[Begin]

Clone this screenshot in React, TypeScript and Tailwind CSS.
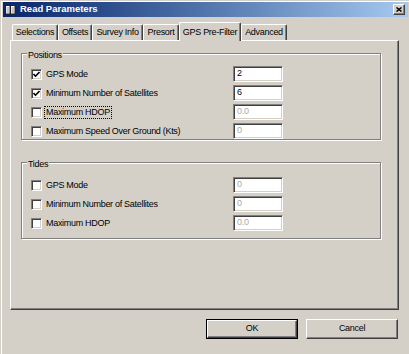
import React from "react";

function Check({ checked }: { checked?: boolean }) {
  return (
    <span className="w-[11px] h-[11px] shrink-0 bg-white border border-t-[#808080] border-l-[#808080] border-b-white border-r-white shadow-[inset_1px_1px_0_#404040,inset_-1px_-1px_0_#d4d0c8] flex items-center justify-center">
      {checked && (
        <svg width="7" height="7" viewBox="0 0 7 7">
          <polyline points="0.5,3 2.5,5.2 6.5,1" fill="none" stroke="#000" strokeWidth="1.6" />
        </svg>
      )}
    </span>
  );
}

function Field({ value, enabled }: { value: string; enabled?: boolean }) {
  return (
    <div
      className={
        "w-[50px] h-[16px] bg-white border border-t-[#808080] border-l-[#808080] border-b-white border-r-white shadow-[inset_1px_1px_0_#404040,inset_-1px_-1px_0_#d4d0c8] flex items-center pl-[3px] " +
        (enabled ? "text-black" : "text-[#a8a8a8]")
      }
    >
      {value}
    </div>
  );
}

function Row({
  label,
  checked,
  value,
  enabled,
  focus,
}: {
  label: string;
  checked?: boolean;
  value: string;
  enabled?: boolean;
  focus?: boolean;
}) {
  return (
    <div className="flex items-center h-[16px]">
      <div className="w-[202px] flex items-center gap-[4px]">
        <Check checked={checked} />
        <span className={focus ? "outline-1 outline-dotted outline-black px-[1px] -ml-[1px] leading-[11px]" : "leading-[11px]"}>
          {label}
        </span>
      </div>
      <Field value={value} enabled={enabled} />
    </div>
  );
}

function Group({ title, children, className }: { title: string; children: React.ReactNode; className?: string }) {
  return (
    <fieldset
      className={
        "w-[360px] border border-[#808080] shadow-[inset_1px_1px_0_#fff,1px_1px_0_#fff] " + (className ?? "")
      }
    >
      <legend className="ml-[5px] px-[1px] pt-[4px] bg-[#d4d0c8] leading-[10px]">{title}</legend>
      {children}
    </fieldset>
  );
}

function Tab({ label, w, selected }: { label: string; w: string; selected?: boolean }) {
  if (selected) {
    return (
      <div
        className={
          w +
          " relative z-10 h-[19px] -mb-[1px] bg-[#d4d0c8] border-t border-l border-white rounded-t-[2px] border-r border-r-[#404040] shadow-[inset_-1px_0_0_#808080] flex items-start pt-[3px] justify-center"
        }
      >
        {label}
      </div>
    );
  }
  return (
    <div
      className={
        w +
        " h-[16px] bg-[#d4d0c8] border-t border-l border-white rounded-t-[2px] border-r border-r-[#404040] shadow-[inset_-1px_0_0_#808080] flex items-center justify-center"
      }
    >
      {label}
    </div>
  );
}

export default function App() {
  return (
    <div className="w-[409px] h-[354px] bg-[#d4d0c8] pt-[2px] pl-[3px] pr-[1px] shadow-[inset_1px_1px_0_#d4d0c8,inset_2px_2px_0_#fff] font-['Liberation_Sans',Arial,sans-serif] text-[9px] tracking-[-0.3px] text-black flex flex-col overflow-hidden">
      {/* Title bar */}
      <div className="h-[15px] bg-gradient-to-r from-[#0a246a] to-[#a6caf0] flex items-center pl-[2px]">
        <svg width="11" height="10" viewBox="0 0 11 10" className="shrink-0">
          <rect x="0.5" y="0.5" width="4.5" height="8.5" fill="#fff" stroke="#222" />
          <rect x="5.5" y="0.5" width="4.5" height="8.5" fill="#fff" stroke="#222" />
          <rect x="1.5" y="2" width="2.5" height="6" fill="#c8c8c8" />
          <rect x="6.5" y="2" width="2.5" height="6" fill="#c8c8c8" />
        </svg>
        <span className="ml-[4px] text-white font-bold text-[9.5px] tracking-[0px]">Read Parameters</span>
        <div className="ml-auto mr-[3px] w-[12px] h-[11px] bg-[#d4d0c8] border border-t-white border-l-white border-b-[#404040] border-r-[#404040] shadow-[inset_-1px_-1px_0_#808080] flex items-center justify-center">
          <svg width="6" height="5" viewBox="0 0 6 5">
            <path d="M0.5 0.5 L5.5 4.5 M5.5 0.5 L0.5 4.5" stroke="#000" strokeWidth="1.5" />
          </svg>
        </div>
      </div>

      <div className="pl-[7px] flex flex-col">
        {/* Tabs */}
        <div className="mt-[5px] h-[18px] ml-[2px] flex items-end">
          <Tab label="Selections" w="w-[46px]" />
          <Tab label="Offsets" w="w-[34px]" />
          <Tab label="Survey Info" w="w-[51px]" />
          <Tab label="Presort" w="w-[36px]" />
          <Tab label="GPS Pre-Filter" w="w-[62px]" selected />
          <Tab label="Advanced" w="w-[46px]" />
        </div>

        {/* Panel */}
        <div className="w-[389px] h-[270px] border-t border-l border-white border-r border-b border-r-[#404040] border-b-[#404040] shadow-[inset_-1px_-1px_0_#808080] pt-[5px] pl-[10px]">
          <Group title="Positions">
            <div className="pl-[9px] pt-[6px] flex flex-col gap-[3px]">
              <Row label="GPS Mode" checked value="2" enabled />
              <Row label="Minimum Number of Satellites" checked value="6" enabled />
              <Row label="Maximum HDOP" value="0.0" focus />
              <Row label="Maximum Speed Over Ground (Kts)" value="0" />
            </div>
          </Group>
          <Group title="Tides" className="mt-[15px]">
            <div className="pl-[9px] pt-[8px] pb-[7px] flex flex-col gap-[3px]">
              <Row label="GPS Mode" value="0" />
              <Row label="Minimum Number of Satellites" value="0" />
              <Row label="Maximum HDOP" value="0.0" />
            </div>
          </Group>
        </div>

        {/* Buttons */}
        <div className="w-[389px] mt-[9px] flex justify-end gap-[8px] pr-[1px]">
          <div className="w-[92px] h-[20px] border border-black">
            <div className="w-full h-full border border-t-white border-l-white border-b-[#404040] border-r-[#404040] shadow-[inset_-1px_-1px_0_#808080] flex items-center justify-center">
              OK
            </div>
          </div>
          <div className="w-[92px] h-[20px] border border-t-white border-l-white border-b-[#404040] border-r-[#404040] shadow-[inset_-1px_-1px_0_#808080] flex items-center justify-center">
            Cancel
          </div>
        </div>
      </div>
    </div>
  );
}
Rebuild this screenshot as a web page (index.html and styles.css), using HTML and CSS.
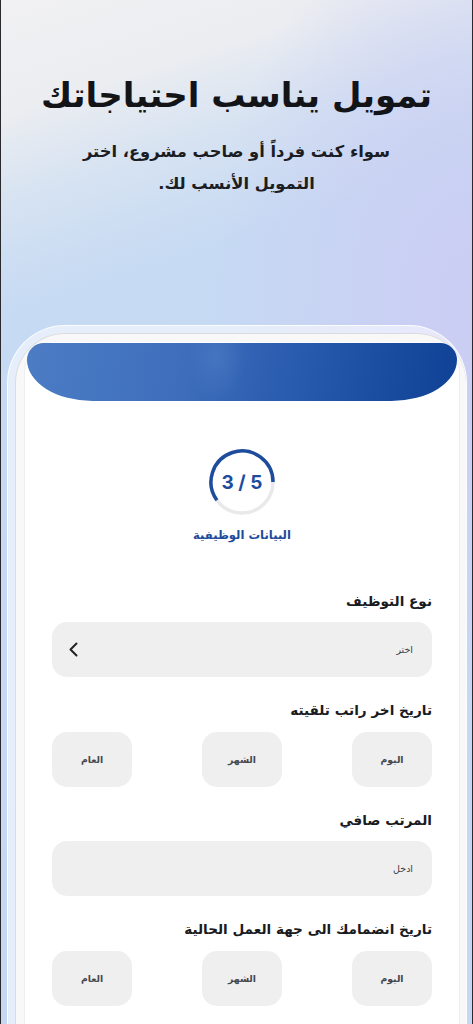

[End]

• _Prompt_
Exclude the pictures and repeat every other part of the records word for word.

• _Right answer_
Clone this screenshot in React, TypeScript and Tailwind CSS.
import React from "react";

function Check({ checked }: { checked?: boolean }) {
  return (
    <span className="w-[11px] h-[11px] shrink-0 bg-white border border-t-[#808080] border-l-[#808080] border-b-white border-r-white shadow-[inset_1px_1px_0_#404040,inset_-1px_-1px_0_#d4d0c8] flex items-center justify-center">
      {checked && (
        <svg width="7" height="7" viewBox="0 0 7 7">
          <polyline points="0.5,3 2.5,5.2 6.5,1" fill="none" stroke="#000" strokeWidth="1.6" />
        </svg>
      )}
    </span>
  );
}

function Field({ value, enabled }: { value: string; enabled?: boolean }) {
  return (
    <div
      className={
        "w-[50px] h-[16px] bg-white border border-t-[#808080] border-l-[#808080] border-b-white border-r-white shadow-[inset_1px_1px_0_#404040,inset_-1px_-1px_0_#d4d0c8] flex items-center pl-[3px] " +
        (enabled ? "text-black" : "text-[#a8a8a8]")
      }
    >
      {value}
    </div>
  );
}

function Row({
  label,
  checked,
  value,
  enabled,
  focus,
}: {
  label: string;
  checked?: boolean;
  value: string;
  enabled?: boolean;
  focus?: boolean;
}) {
  return (
    <div className="flex items-center h-[16px]">
      <div className="w-[202px] flex items-center gap-[4px]">
        <Check checked={checked} />
        <span className={focus ? "outline-1 outline-dotted outline-black px-[1px] -ml-[1px] leading-[11px]" : "leading-[11px]"}>
          {label}
        </span>
      </div>
      <Field value={value} enabled={enabled} />
    </div>
  );
}

function Group({ title, children, className }: { title: string; children: React.ReactNode; className?: string }) {
  return (
    <fieldset
      className={
        "w-[360px] border border-[#808080] shadow-[inset_1px_1px_0_#fff,1px_1px_0_#fff] " + (className ?? "")
      }
    >
      <legend className="ml-[5px] px-[1px] pt-[4px] bg-[#d4d0c8] leading-[10px]">{title}</legend>
      {children}
    </fieldset>
  );
}

function Tab({ label, w, selected }: { label: string; w: string; selected?: boolean }) {
  if (selected) {
    return (
      <div
        className={
          w +
          " relative z-10 h-[19px] -mb-[1px] bg-[#d4d0c8] border-t border-l border-white rounded-t-[2px] border-r border-r-[#404040] shadow-[inset_-1px_0_0_#808080] flex items-start pt-[3px] justify-center"
        }
      >
        {label}
      </div>
    );
  }
  return (
    <div
      className={
        w +
        " h-[16px] bg-[#d4d0c8] border-t border-l border-white rounded-t-[2px] border-r border-r-[#404040] shadow-[inset_-1px_0_0_#808080] flex items-center justify-center"
      }
    >
      {label}
    </div>
  );
}

export default function App() {
  return (
    <div className="w-[409px] h-[354px] bg-[#d4d0c8] pt-[2px] pl-[3px] pr-[1px] shadow-[inset_1px_1px_0_#d4d0c8,inset_2px_2px_0_#fff] font-['Liberation_Sans',Arial,sans-serif] text-[9px] tracking-[-0.3px] text-black flex flex-col overflow-hidden">
      {/* Title bar */}
      <div className="h-[15px] bg-gradient-to-r from-[#0a246a] to-[#a6caf0] flex items-center pl-[2px]">
        <svg width="11" height="10" viewBox="0 0 11 10" className="shrink-0">
          <rect x="0.5" y="0.5" width="4.5" height="8.5" fill="#fff" stroke="#222" />
          <rect x="5.5" y="0.5" width="4.5" height="8.5" fill="#fff" stroke="#222" />
          <rect x="1.5" y="2" width="2.5" height="6" fill="#c8c8c8" />
          <rect x="6.5" y="2" width="2.5" height="6" fill="#c8c8c8" />
        </svg>
        <span className="ml-[4px] text-white font-bold text-[9.5px] tracking-[0px]">Read Parameters</span>
        <div className="ml-auto mr-[3px] w-[12px] h-[11px] bg-[#d4d0c8] border border-t-white border-l-white border-b-[#404040] border-r-[#404040] shadow-[inset_-1px_-1px_0_#808080] flex items-center justify-center">
          <svg width="6" height="5" viewBox="0 0 6 5">
            <path d="M0.5 0.5 L5.5 4.5 M5.5 0.5 L0.5 4.5" stroke="#000" strokeWidth="1.5" />
          </svg>
        </div>
      </div>

      <div className="pl-[7px] flex flex-col">
        {/* Tabs */}
        <div className="mt-[5px] h-[18px] ml-[2px] flex items-end">
          <Tab label="Selections" w="w-[46px]" />
          <Tab label="Offsets" w="w-[34px]" />
          <Tab label="Survey Info" w="w-[51px]" />
          <Tab label="Presort" w="w-[36px]" />
          <Tab label="GPS Pre-Filter" w="w-[62px]" selected />
          <Tab label="Advanced" w="w-[46px]" />
        </div>

        {/* Panel */}
        <div className="w-[389px] h-[270px] border-t border-l border-white border-r border-b border-r-[#404040] border-b-[#404040] shadow-[inset_-1px_-1px_0_#808080] pt-[5px] pl-[10px]">
          <Group title="Positions">
            <div className="pl-[9px] pt-[6px] flex flex-col gap-[3px]">
              <Row label="GPS Mode" checked value="2" enabled />
              <Row label="Minimum Number of Satellites" checked value="6" enabled />
              <Row label="Maximum HDOP" value="0.0" focus />
              <Row label="Maximum Speed Over Ground (Kts)" value="0" />
            </div>
          </Group>
          <Group title="Tides" className="mt-[15px]">
            <div className="pl-[9px] pt-[8px] pb-[7px] flex flex-col gap-[3px]">
              <Row label="GPS Mode" value="0" />
              <Row label="Minimum Number of Satellites" value="0" />
              <Row label="Maximum HDOP" value="0.0" />
            </div>
          </Group>
        </div>

        {/* Buttons */}
        <div className="w-[389px] mt-[9px] flex justify-end gap-[8px] pr-[1px]">
          <div className="w-[92px] h-[20px] border border-black">
            <div className="w-full h-full border border-t-white border-l-white border-b-[#404040] border-r-[#404040] shadow-[inset_-1px_-1px_0_#808080] flex items-center justify-center">
              OK
            </div>
          </div>
          <div className="w-[92px] h-[20px] border border-t-white border-l-white border-b-[#404040] border-r-[#404040] shadow-[inset_-1px_-1px_0_#808080] flex items-center justify-center">
            Cancel
          </div>
        </div>
      </div>
    </div>
  );
}
Rebuild this screenshot as a web page (index.html and styles.css), using HTML and CSS.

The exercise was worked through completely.